I don't really think the catch up is going to be particularly relevant, to my understanding HBM defeats a bottleneck along with a few other little things ... but we haven't hit that bottleneck yet. So unless the bottleneck is hit in the next line of new manufacture nodes (or whatever) AMD have the upper hand in a technology that only has minimal use.

Denial
Senior Member



Posts: 14009
Joined: 2004-05-16

#5160091 Posted on: 09/17/2015 06:16 PM
I don't really think the catch up is going to be particularly relevant, to my understanding HBM defeats a bottleneck along with a few other little things ... but we haven't hit that bottleneck yet. So unless the bottleneck is hit in the next line of new manufacture nodes (or whatever) AMD have the upper hand in a technology that only has minimal use.


The biggest gain from HBM was the power savings. If you took a 980Ti and put HBM on it, it would be a 225w card. You could then potentially clock it higher given the power headroom. The second biggest gain would probably be form factor honestly. As you said memory bandwidth isn't really that much of a bottleneck at the moment -- unless you're running 4K with AA.

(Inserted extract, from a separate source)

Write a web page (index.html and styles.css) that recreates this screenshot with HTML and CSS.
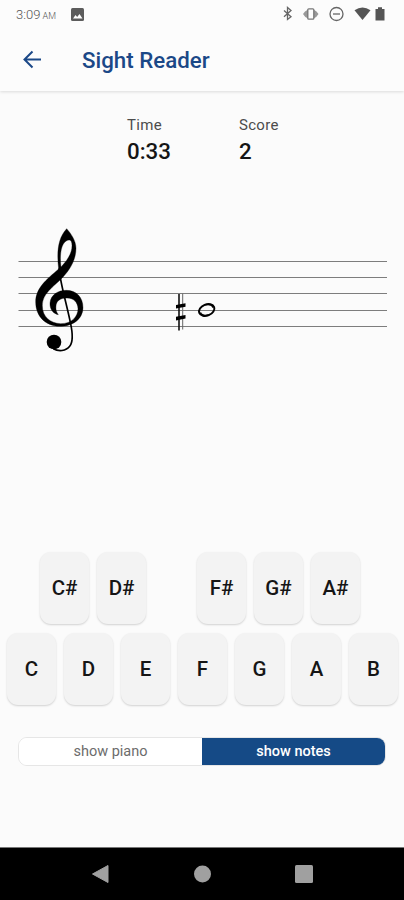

HBM2 is a JEDEC standard now, so any memory company could develop HBM2 modules. AMD is paired with SK Hynix so they have an advantage there. I don't know who Nvidia is pairing with for HBM. There is no exclusivity deal despite what some people say. The advantage is in the fact that AMD/SK essentially wrote the rulebook on HBM -- every other company including Nvidia still needs to figure it out and build it. Building it seems to be the hardest part. Who would have known that growing 10,000+ nano crystals per stack would be difficult? Then you need to fuse it to an interposer.

The other advantage AMD has is that it may possibly produce it's next generation GPU's on Samsung/GF's 14nm process. Samsung's 14nm does have a slight density advantage over TSMC's 16FF+.